The past is useless, if only there were a past. For whatever we know of it, we know by virtue of some presently existing artifact. In this way, the moment that has just expired is probably more unreal than some moments that happened millennia ago.

In our quest for wisdom let reason be one’s last resort. 

What more will we make of our heroes but monuments to the noble ash? 

Writing is the technology of thought. All language that’s alive is only half finished, suggesting more than it provides. 

Sometimes I feel as if I’m slowly dying. Then I realize I am. 

We can no more control our own thoughts than we can argue another into our point of view. 

Go ahead, dance all you want; a skeleton’s already inside you. 

A good author often invites her readers to outwit her; and yet a reader who assumes he’s cleverer than a book can rarely learn anything from it. 

Eliminate the waiting, and how short our lives would be! Thankfully bureaucracy increases faster than the mortality rate. 

My dog has taught me things I doubt my dog even knows. 

Beauty undermines our preconceptions; that’s why most artists never know what they want. 

*

We can be given solutions; however, they are usually worth very little since we’re left to seek out our own problems. 

Trying to maintain the same attitude, the same emotion about something—say, one’s appetite for a certain wicked girl; lust for potato chips—is as fruitless as trying to trap a snowflake in a bell jar. 

You notice the flaw in every face, but you’ve never seen one true form. 

Like pearl divers holding their breath, artists descend into primeval chaos and flirt with destruction in hopes of hauling up some slight and iridescent jewel which, had it perhaps not been for our knowledge of the suffering spent in obtaining it, would look little different than any childish bauble. 

What use is there to call something subjective? Whatever does not arise from within a subject is unknowable: a blank hypothesis. Yet, how much we depend on this hypothesis of a thing-in-itself to hold together the thin tissue of all our conjectures! 

Errors are revelations by other means. 

Even during the act of reminiscing, we are driven remorselessly into the future. 

We can do no better than prove opinions in the crucible of personal experience; and yet, how few of us are truly misanthropes, since each of us frequently gives at least herself the benefit of the doubt. 

Most men of the world are merely sheep in wolves’ clothing. 

*

The philosopher of tears held that everything was fire. 

The kingdom of god is right here, and your day of resurrection is instant with every look you bestow on the continuous rapture of creation. 

There would be little to ponder if we were not exiled from our own thoughts. 

Objectivity, too, is only another myth. Whereas the lyric ecstasies of the soothsayer, the lover, and the poet are myths which know themselves as myths. 

How many people feel bats swoop through the graveyard within them, shadows print ruin on ruin, the thunder contained down the atoms of things caterwaul as it’s unfolding the earth? How many people feel all this and just shrug? 

Be polite; otherwise, you may endanger someone’s vanity, and thereby the very substance and foundation of the world. 

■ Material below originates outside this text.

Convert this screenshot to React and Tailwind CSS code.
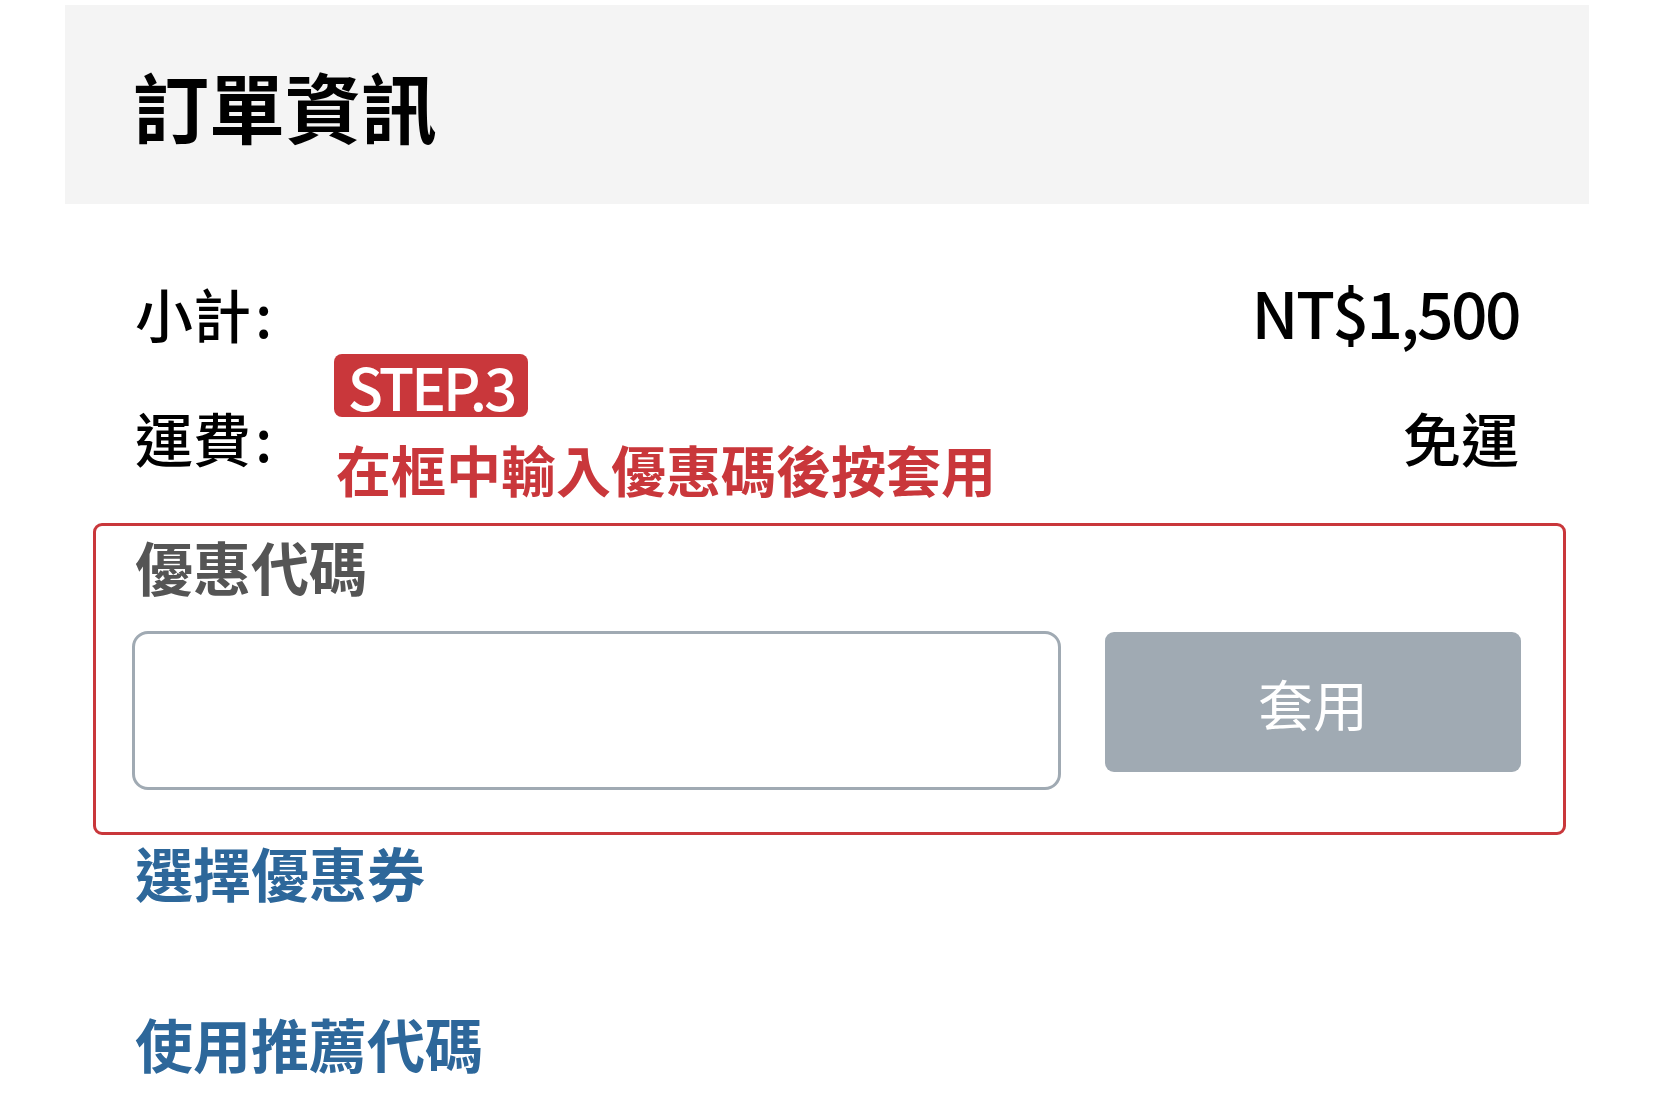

Pretending has more being than being does. 

We rot inside a little. We’re befuddled with contentment. 

The universe contains fewer metaphysical fractures after the solemnities of a good meal. 

The body grows older; the soul waits to be born. 

The sky which ends at every window…

What’s genuine mean? Everything’s modeled and mottled. Imitation is the surest path to originality. 

A perfectly logical mind is what the wind is when it doesn’t move. 

A craving for safety is more likely to make one avoid life than to protect one. 

Facts are like a jigsaw puzzle, which, even as we struggle to arrange its picture, we recognize we ourselves are the missing piece. 

A little decay can make a house inhabitable. It invites the ghosts in us. 

Who knows what counts as a digression until a story is finished? 

Without the stars, we might think our planet floated alone in a void, with all the grandiosity and absurd gloom that that entails; so, likewise, our interior has been strewn with its stars, too. 

Poets, orphaned from their mother tongues, are free to claim every crooked idiom as their abode. 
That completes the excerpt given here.